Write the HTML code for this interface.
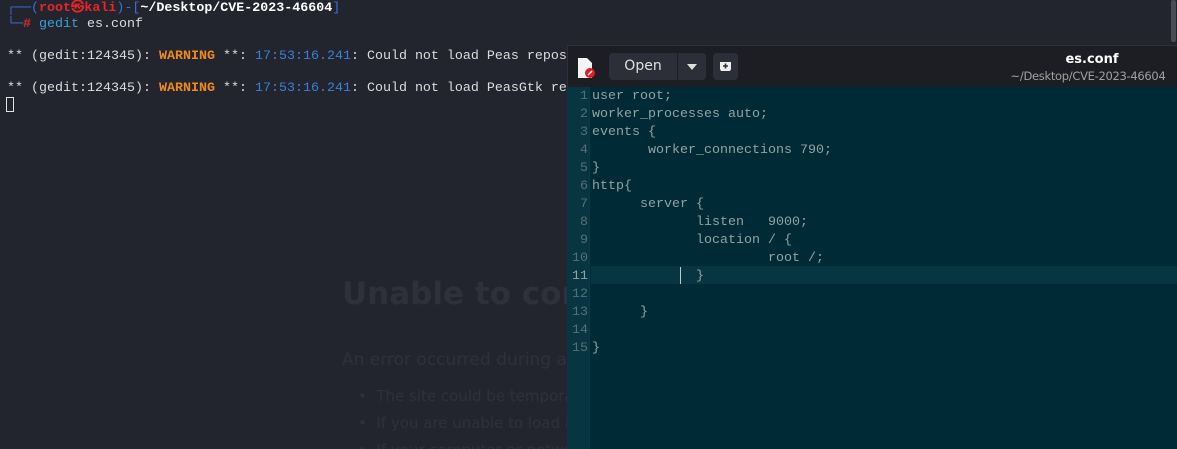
<!DOCTYPE html>
<html><head><style>
*{margin:0;padding:0;box-sizing:border-box}
html,body{width:1177px;height:449px;overflow:hidden}
body{background:#23252e;position:relative;font-family:"Liberation Mono",monospace;font-size:13.33px}
.t{position:absolute;left:7px;white-space:pre;color:#dcdcdc;line-height:16px}
.bg{position:absolute;color:#2e313b;font-family:"DejaVu Sans",sans-serif;white-space:nowrap}
#win{position:absolute;left:567px;top:45px;width:610px;height:404px;background:#002b36;overflow:hidden}
#hdr{position:absolute;left:0;top:0;width:610px;height:42px;background:#1d1e24;border-top:1px solid #2f3038;border-left:1px solid #2f3038}
#gut{position:absolute;left:0;top:42px;width:23px;height:362px;background:#073642;border-right:1px solid #0b3a46}
.ln{position:absolute;right:3px;color:#586e75;line-height:18px;text-align:right}
.c{position:absolute;color:#93a1a1;white-space:pre;line-height:18px}
.btn{position:absolute;top:7px;height:27px;background:#2d2f38;border-radius:4px;color:#e0e0e0;font-family:"DejaVu Sans",sans-serif;font-size:14px;line-height:27px;text-align:center}
</style></head><body>
<div class="t" style="top:1px"><span style="color:#3a6fd8">┌──(</span><span style="color:#e8252a;font-weight:bold">root㉿kali</span><span style="color:#3a6fd8">)-[</span><span style="font-weight:bold;color:#fff">~/Desktop/CVE-2023-46604</span><span style="color:#3a6fd8">]</span></div>
<div class="t" style="top:17px"><span style="color:#3a6fd8">└─</span><span style="color:#e8252a;font-weight:bold">#</span> <span style="color:#3aa0d8">gedit</span> es.conf</div>
<div class="t" style="top:49px">** (gedit:124345): <span style="color:#f08a1c;font-weight:bold">WARNING</span> **: <span style="color:#3a7fd8">17:53:16.241</span>: Could not load Peas repos</div>
<div class="t" style="top:81px">** (gedit:124345): <span style="color:#f08a1c;font-weight:bold">WARNING</span> **: <span style="color:#3a7fd8">17:53:16.241</span>: Could not load PeasGtk re</div>
<div style="position:absolute;left:6px;top:97px;width:8px;height:15px;border:1px solid #e2e2e2"></div>
<div style="position:absolute;left:1171px;top:0;width:5px;height:42px;background:#4a4c55;border-radius:2px"></div>
<div class="bg" style="left:342px;top:276px;font-size:31px;font-weight:bold">Unable to connect</div>
<div class="bg" style="left:342px;top:350px;font-size:17px">An error occurred during a connection</div>
<div class="bg" style="left:358px;top:387px;font-size:15px">•&nbsp; The site could be temporarily unavailable</div>
<div class="bg" style="left:358px;top:414px;font-size:15px">•&nbsp; If you are unable to load any pages</div>
<div class="bg" style="left:358px;top:441px;font-size:15px">•&nbsp; If your computer or network is protected</div>
<div id="win">
<div id="hdr">
<svg style="position:absolute;left:9px;top:11px" width="18" height="22" viewBox="0 0 18 22"><path d="M1 1h9l5 5v15H1z" fill="#f4f4f4"/><circle cx="13" cy="16" r="5" fill="#e01b24"/><path d="M11 18l4-4" stroke="#fff" stroke-width="1.5"/></svg>
<div class="btn" style="left:41px;width:68px;border-radius:4px 0 0 4px">Open</div>
<div class="btn" style="left:110px;width:28px;border-radius:0 4px 4px 0"><svg width="10" height="6" viewBox="0 0 10 6" style="margin-top:10px"><path d="M0 0h10L5 6z" fill="#ddd"/></svg></div>
<div class="btn" style="left:145px;width:25px"><svg width="13" height="11" viewBox="0 0 13 11" style="margin-top:8px"><path d="M1 1h11v7l-1 2H2L1 8z" fill="#eee"/><path d="M6.5 2.5v5M4 5h5" stroke="#2d2f38" stroke-width="1.6"/></svg></div>
<div style="position:absolute;left:448px;top:6px;width:152px;text-align:center;color:#fff;font-family:'DejaVu Sans',sans-serif;font-weight:bold;font-size:13px">es.conf</div>
<div style="position:absolute;left:430px;top:23px;width:180px;text-align:center;color:#a0a0a0;font-family:'DejaVu Sans',sans-serif;font-size:11.5px;letter-spacing:-0.3px">~/Desktop/CVE-2023-46604</div>
</div>
<div id="gut"></div>
<div style="position:absolute;left:24px;top:221px;width:586px;height:18px;background:#073642"></div>
<div style="position:absolute;left:113px;top:222px;width:1px;height:17px;background:#c0c8c8"></div>
<div class="ln" style="left:0;width:21px;top:43px">1<br>2<br>3<br>4<br>5<br>6<br>7<br>8<br>9<br>10<br><span style="color:#93a1a1">11</span><br>12<br>13<br>14<br>15</div>
<div class="c" style="left:25px;top:43px">user root;</div>
<div class="c" style="left:25px;top:61px">worker_processes auto;</div>
<div class="c" style="left:25px;top:79px">events {</div>
<div class="c" style="left:81px;top:97px">worker_connections 790;</div>
<div class="c" style="left:25px;top:115px">}</div>
<div class="c" style="left:25px;top:133px">http{</div>
<div class="c" style="left:73px;top:151px">server {</div>
<div class="c" style="left:129px;top:169px">listen   9000;</div>
<div class="c" style="left:129px;top:187px">location / {</div>
<div class="c" style="left:201px;top:205px">root /;</div>
<div class="c" style="left:129px;top:223px">}</div>
<div class="c" style="left:73px;top:259px">}</div>
<div class="c" style="left:25px;top:295px">}</div>
</div>
</body></html>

--

» Task prompt:
Output an exact copy of the material, with the pictures removed.

» Task response:
Write the HTML code for this interface.
<!DOCTYPE html>
<html><head><style>
*{margin:0;padding:0;box-sizing:border-box}
html,body{width:1177px;height:449px;overflow:hidden}
body{background:#23252e;position:relative;font-family:"Liberation Mono",monospace;font-size:13.33px}
.t{position:absolute;left:7px;white-space:pre;color:#dcdcdc;line-height:16px}
.bg{position:absolute;color:#2e313b;font-family:"DejaVu Sans",sans-serif;white-space:nowrap}
#win{position:absolute;left:567px;top:45px;width:610px;height:404px;background:#002b36;overflow:hidden}
#hdr{position:absolute;left:0;top:0;width:610px;height:42px;background:#1d1e24;border-top:1px solid #2f3038;border-left:1px solid #2f3038}
#gut{position:absolute;left:0;top:42px;width:23px;height:362px;background:#073642;border-right:1px solid #0b3a46}
.ln{position:absolute;right:3px;color:#586e75;line-height:18px;text-align:right}
.c{position:absolute;color:#93a1a1;white-space:pre;line-height:18px}
.btn{position:absolute;top:7px;height:27px;background:#2d2f38;border-radius:4px;color:#e0e0e0;font-family:"DejaVu Sans",sans-serif;font-size:14px;line-height:27px;text-align:center}
</style></head><body>
<div class="t" style="top:1px"><span style="color:#3a6fd8">┌──(</span><span style="color:#e8252a;font-weight:bold">root㉿kali</span><span style="color:#3a6fd8">)-[</span><span style="font-weight:bold;color:#fff">~/Desktop/CVE-2023-46604</span><span style="color:#3a6fd8">]</span></div>
<div class="t" style="top:17px"><span style="color:#3a6fd8">└─</span><span style="color:#e8252a;font-weight:bold">#</span> <span style="color:#3aa0d8">gedit</span> es.conf</div>
<div class="t" style="top:49px">** (gedit:124345): <span style="color:#f08a1c;font-weight:bold">WARNING</span> **: <span style="color:#3a7fd8">17:53:16.241</span>: Could not load Peas repos</div>
<div class="t" style="top:81px">** (gedit:124345): <span style="color:#f08a1c;font-weight:bold">WARNING</span> **: <span style="color:#3a7fd8">17:53:16.241</span>: Could not load PeasGtk re</div>
<div style="position:absolute;left:6px;top:97px;width:8px;height:15px;border:1px solid #e2e2e2"></div>
<div style="position:absolute;left:1171px;top:0;width:5px;height:42px;background:#4a4c55;border-radius:2px"></div>
<div class="bg" style="left:342px;top:276px;font-size:31px;font-weight:bold">Unable to connect</div>
<div class="bg" style="left:342px;top:350px;font-size:17px">An error occurred during a connection</div>
<div class="bg" style="left:358px;top:387px;font-size:15px">•&nbsp; The site could be temporarily unavailable</div>
<div class="bg" style="left:358px;top:414px;font-size:15px">•&nbsp; If you are unable to load any pages</div>
<div class="bg" style="left:358px;top:441px;font-size:15px">•&nbsp; If your computer or network is protected</div>
<div id="win">
<div id="hdr">
<svg style="position:absolute;left:9px;top:11px" width="18" height="22" viewBox="0 0 18 22"><path d="M1 1h9l5 5v15H1z" fill="#f4f4f4"/><circle cx="13" cy="16" r="5" fill="#e01b24"/><path d="M11 18l4-4" stroke="#fff" stroke-width="1.5"/></svg>
<div class="btn" style="left:41px;width:68px;border-radius:4px 0 0 4px">Open</div>
<div class="btn" style="left:110px;width:28px;border-radius:0 4px 4px 0"><svg width="10" height="6" viewBox="0 0 10 6" style="margin-top:10px"><path d="M0 0h10L5 6z" fill="#ddd"/></svg></div>
<div class="btn" style="left:145px;width:25px"><svg width="13" height="11" viewBox="0 0 13 11" style="margin-top:8px"><path d="M1 1h11v7l-1 2H2L1 8z" fill="#eee"/><path d="M6.5 2.5v5M4 5h5" stroke="#2d2f38" stroke-width="1.6"/></svg></div>
<div style="position:absolute;left:448px;top:6px;width:152px;text-align:center;color:#fff;font-family:'DejaVu Sans',sans-serif;font-weight:bold;font-size:13px">es.conf</div>
<div style="position:absolute;left:430px;top:23px;width:180px;text-align:center;color:#a0a0a0;font-family:'DejaVu Sans',sans-serif;font-size:11.5px;letter-spacing:-0.3px">~/Desktop/CVE-2023-46604</div>
</div>
<div id="gut"></div>
<div style="position:absolute;left:24px;top:221px;width:586px;height:18px;background:#073642"></div>
<div style="position:absolute;left:113px;top:222px;width:1px;height:17px;background:#c0c8c8"></div>
<div class="ln" style="left:0;width:21px;top:43px">1<br>2<br>3<br>4<br>5<br>6<br>7<br>8<br>9<br>10<br><span style="color:#93a1a1">11</span><br>12<br>13<br>14<br>15</div>
<div class="c" style="left:25px;top:43px">user root;</div>
<div class="c" style="left:25px;top:61px">worker_processes auto;</div>
<div class="c" style="left:25px;top:79px">events {</div>
<div class="c" style="left:81px;top:97px">worker_connections 790;</div>
<div class="c" style="left:25px;top:115px">}</div>
<div class="c" style="left:25px;top:133px">http{</div>
<div class="c" style="left:73px;top:151px">server {</div>
<div class="c" style="left:129px;top:169px">listen   9000;</div>
<div class="c" style="left:129px;top:187px">location / {</div>
<div class="c" style="left:201px;top:205px">root /;</div>
<div class="c" style="left:129px;top:223px">}</div>
<div class="c" style="left:73px;top:259px">}</div>
<div class="c" style="left:25px;top:295px">}</div>
</div>
</body></html>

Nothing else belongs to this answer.